The AAR's logic hinges on the idea that while plain rotis, chapatis, or khakhras are 'ready to eat', parotas, often sold frozen or partially cooked, require 'further processing'—a quick sizzle on the pan—before they can be devoured. This distinction, however, feels less like a logical line and more like a culinary tightrope walk.
Is heating a parota any more 'processing' than toasting a slice of bread, or warming up a pre-cooked meal? The absurdity of this argument quickly becomes apparent when one considers the myriad food items that undergo a final heating stage before consumption.
The ruling further asserts that parotas, particularly the 'Malabar' variety, are 'luxury' items, implying they cater to a more affluent palate, unlike the staple roti which feeds the masses.
This economic profiling of food items is not only culturally insensitive but also deeply flawed. For millions in South India, the parota is as much a staple as the roti is elsewhere, an integral part of their daily diet, a comfort food, and an affordable meal. To label it a 'luxury' ignores the socio-economic realities of its widespread consumption and feels like an arbitrary imposition.

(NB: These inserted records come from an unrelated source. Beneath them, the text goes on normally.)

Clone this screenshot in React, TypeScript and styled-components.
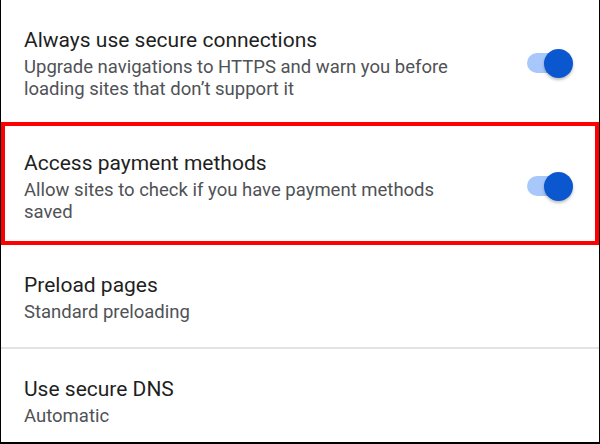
import React from "react";
import styled, { createGlobalStyle } from "styled-components";

const GlobalStyle = createGlobalStyle`
  html, body {
    margin: 0;
    padding: 0;
    background: #ffffff;
  }
  body {
    font-family: Roboto, "Noto Sans", "Liberation Sans", sans-serif;
  }
`;

type Setting = {
  title: string;
  subtitle: string;
  toggle?: boolean;
  highlighted?: boolean;
  divider?: boolean;
};

const settings: Setting[] = [
  {
    title: "Always use secure connections",
    subtitle:
      "Upgrade navigations to HTTPS and warn you before loading sites that don\u2019t support it",
    toggle: true,
  },
  {
    title: "Access payment methods",
    subtitle: "Allow sites to check if you have payment methods saved",
    toggle: true,
    highlighted: true,
  },
  {
    title: "Preload pages",
    subtitle: "Standard preloading",
    divider: true,
  },
  {
    title: "Use secure DNS",
    subtitle: "Automatic",
  },
];

export default function App() {
  return (
    <>
      <GlobalStyle />
      <Screen>
        {settings.map((s) => (
          <Row key={s.title} $highlighted={s.highlighted} $divider={s.divider}>
            <TextBlock>
              <Title>{s.title}</Title>
              <Subtitle>{s.subtitle}</Subtitle>
            </TextBlock>
            {s.toggle && (
              <Switch role="switch" aria-checked="true">
                <Track />
                <Knob />
              </Switch>
            )}
          </Row>
        ))}
      </Screen>
    </>
  );
}

const Screen = styled.div`
  width: 600px;
  height: 444px;
  box-sizing: border-box;
  border-left: 1px solid #000;
  border-right: 1px solid #000;
  border-bottom: 2px solid #000;
  background: #fff;
  overflow: hidden;
  display: flex;
  flex-direction: column;
`;

const Row = styled.div<{ $highlighted?: boolean; $divider?: boolean }>`
  display: flex;
  align-items: center;
  gap: 24px;
  flex-shrink: 0;
  box-sizing: border-box;
  padding: ${(p) =>
    p.$highlighted
      ? "23px 22px 18px 19px"
      : p.$divider
      ? "26px 26px 24px 23px"
      : "26px 26px 22px 23px"};
  border: ${(p) => (p.$highlighted ? "4px solid #ff0000" : "none")};
  border-bottom: ${(p) =>
    p.$highlighted ? "4px solid #ff0000" : p.$divider ? "2px solid #e3e3e3" : "none"};
`;

const TextBlock = styled.div`
  flex: 1;
  min-width: 0;
  display: flex;
  flex-direction: column;
  gap: 2px;
`;

const Title = styled.div`
  font-size: 21px;
  line-height: 28px;
  color: #1f1f1f;
`;

const Subtitle = styled.div`
  font-size: 18.5px;
  line-height: 22px;
  color: #4f5256;
  max-width: 460px;
`;

const Switch = styled.div`
  position: relative;
  width: 46px;
  height: 29px;
  flex-shrink: 0;
`;

const Track = styled.div`
  position: absolute;
  left: 0;
  top: 4.5px;
  width: 40px;
  height: 20px;
  border-radius: 10px;
  background: #a8c7fa;
`;

const Knob = styled.div`
  position: absolute;
  right: 0;
  top: 0;
  width: 29px;
  height: 29px;
  border-radius: 50%;
  background: #0b57d0;
  box-shadow: 0 2px 3px rgba(0, 0, 0, 0.25);
`;
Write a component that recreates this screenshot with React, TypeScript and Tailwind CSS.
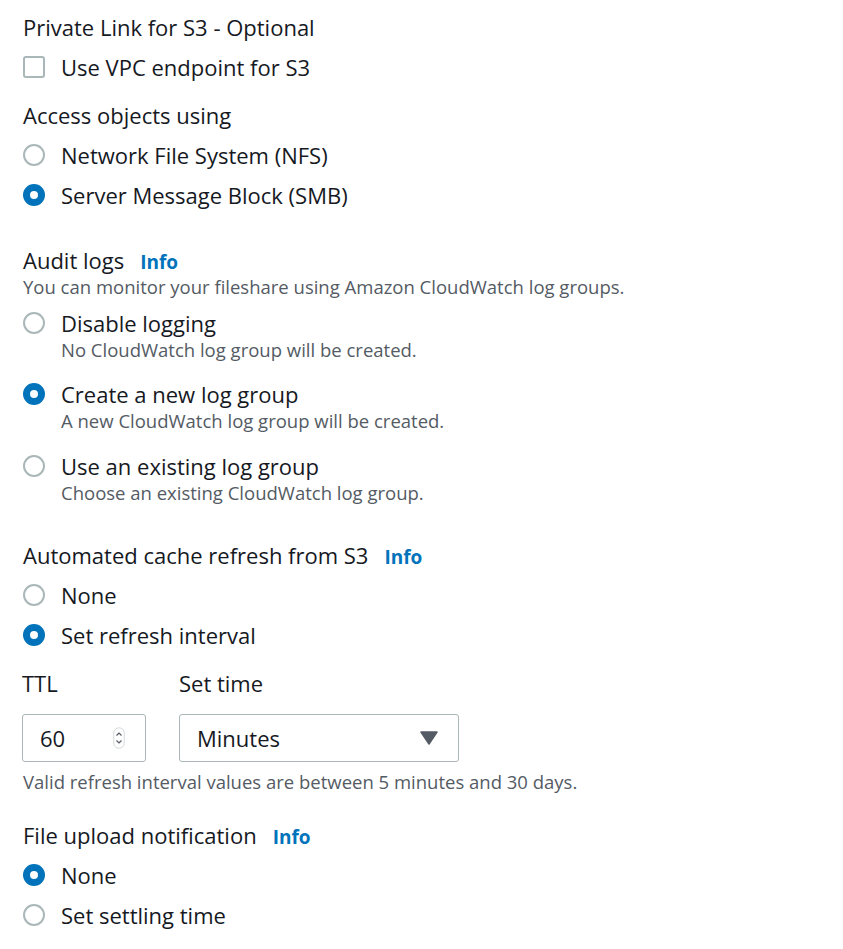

Historically, the Indian tax system has grappled with the classification of food, often leading to bizarre and inconsistent rulings.
Remember the 'biscuit or cookie' debate, or the distinction between 'lassi' and 'buttermilk'? This latest 'parota vs. roti' saga adds another chapter to this bewildering narrative. It highlights a system that struggles to understand the nuances of cultural practices and everyday consumption, instead opting for rigid, often illogical, categories.
The implications of this ruling extend beyond just the price tag.
It impacts small businesses, local eateries, and ultimately, the common consumer. It forces a re-evaluation of how we perceive 'basic' versus 'luxury' food, and whether such distinctions should even be made in a taxation framework, especially when dealing with widely consumed staples. The debate around parota and roti isn't just about flour and water; it's about fairness, cultural understanding, and the very spirit of taxation.
Perhaps it's time for our tax authorities to step out of their rigid classifications and embrace the fluid, diverse, and deliciously complex reality of Indian cuisine.
After all, food is meant to unite, not divide, and certainly not to be taxed based on its perceived 'luxury' status or a fleeting moment of pan-frying.